Environmental Scan of Measures for Medicaid Title XIX Home and Community-Based Services
Glossary of Key Report Terms
Table of Contents
This glossary includes clarifying definitions and examples of terms, as used in this report.
For additional terms, readers are referred to the following resources:
National Quality Measures Clearinghouse™ (NQMC) Glossary, 2008:
Compendium of measures: A listing and brief summary of quantitative measures on a common topic, which includes information about the source, properties, and limitations of each measure.
Construct: Refer to "measure construct."
Dimension: One of the elements making up an entity or concept (e.g., efficiency is one dimension of quality).
Domain: Refer to "DRA domain" and "Institute of Medicine (IOM) quality domains."
DRA domain: The language of the DRA specified three broad areas of focus or "domains" for grouping measures: client satisfaction, client functioning, and program performance. Measures in each domain are expected to all be related to the topic. For the purpose of this report, "domain" refers only to the three focus areas listed in the DRA.
Indicator: Refer to "measure."
Institute of Medicine (IOM) quality domains: The IOM defines six "domains" of health care quality: effectiveness, efficiency, equity, patient centeredness (person centeredness), safety, and timeliness. Although not referenced in this report, the six IOM quality domains are discussed in the Methodology report for this project. In this report, the term "domain" always refers to "DRA domains." Refer to "DRA domain."
Instrument: Refer to "survey instrument."
Measure: Number assigned to objects or events according to some rule, to assess magnitude or related characteristics. A measure of consumer satisfaction, for example, may be the numeric ratio of all those expressing satisfaction with a service (numerator) to all those receiving the service (denominator); also check "quality measure."
Measure construct: The concept to be measured, e.g., adverse health events or access to preventive health services. Constructs are expressed in abstract, not quantitative, terms.
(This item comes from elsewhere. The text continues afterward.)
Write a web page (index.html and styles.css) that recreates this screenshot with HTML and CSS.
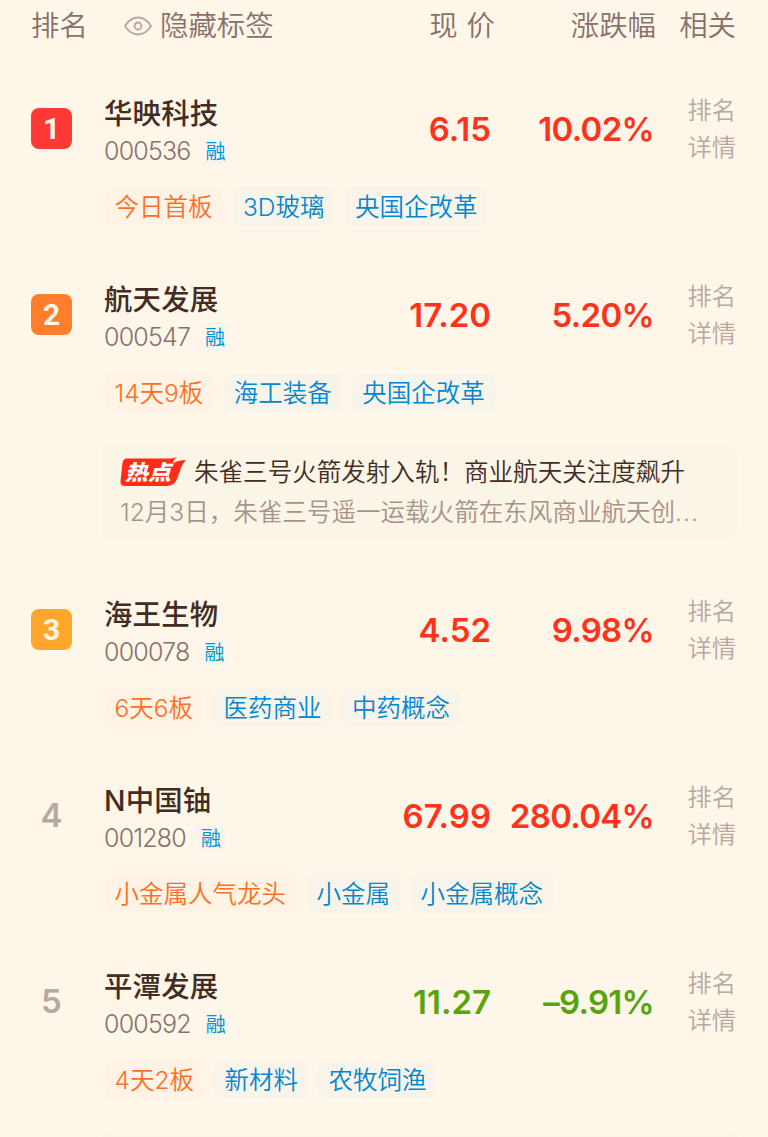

Measure databases: A searchable collection of quantitative measures from a variety of sources, possibly organized by topic or developer, such as the National Quality Measures Clearinghouse™ or the National Inventory of Mental Health Quality Measures.
Measure scan: A systematic examination across the universe of measures for a defined topic, to identify and document those with particular characteristics.
Measure set: A defined group of related measures, either derived from the same data source (e.g., OASIS measure set) or related to the same construct (e.g., Recommended Performance Measures for the Integrated Care Program or the Hermann Core Measure Set for mental health services).
Metric: Refer to "measure."
Performance measure: A generic term used to describe a numeric measure reporting on organizational activities and results.
Quality measure: Quantitative measure designed to assess a dimension of quality. Quality measures generally include the following: a descriptive statement (e.g., consumer satisfaction with primary provider); a list of the data elements needed for measure calculation and reporting; detailed specifications for data collection (including source); the relevant population; the timing of data collection and reporting; the analytic models; and the format for presenting results. Sometimes measures may include thresholds, standards, or other benchmarks.20,21 For examples, refer to the .
Subdomain: A subset of related concepts within a domain.
Survey: A method of gathering information from (or about) a sample of individuals. Surveys gather information from only a portion of a population of interest, in order to obtain a composite profile of the entire population. Standardized procedures are used for data collection so that every individual is asked the same questions in essentially the same way. Ideally, the sample is not selected haphazardly or through self-selection. It is chosen scientifically so that each person in the population will have a measurable probability of selection. This plan allows results to be reliably projected from the sample to the larger population.22 Modes of data collection can include telephone or in-person administration, as well as mail or electronic self-report; each has its advantages and disadvantages.
Survey instrument: A set of written questions used to collect data about a sample. Survey instruments typically include the response categories for the questions and instructions for standardized data collection. Survey instruments can be paper or in electronic form.
Survey tool: A compilation of forms, materials, and procedures used to collect and report data about a sample using standardized data collection and reporting procedures. At a minimum, a survey tool includes a survey instrument and detailed data collection instructions. It may also include sampling procedures and forms, materials for tracking data collection progress, letters of introduction, informed consent forms, sampling and statistical software, methods for risk adjustment or standardization, instructions on how to transmit data for processing and public reporting, and copies of the materials in alternate languages, among other materials.
Tool: A Web site, database, report, fact sheet, guide, compilation of materials, or other mechanism designed to assist the user.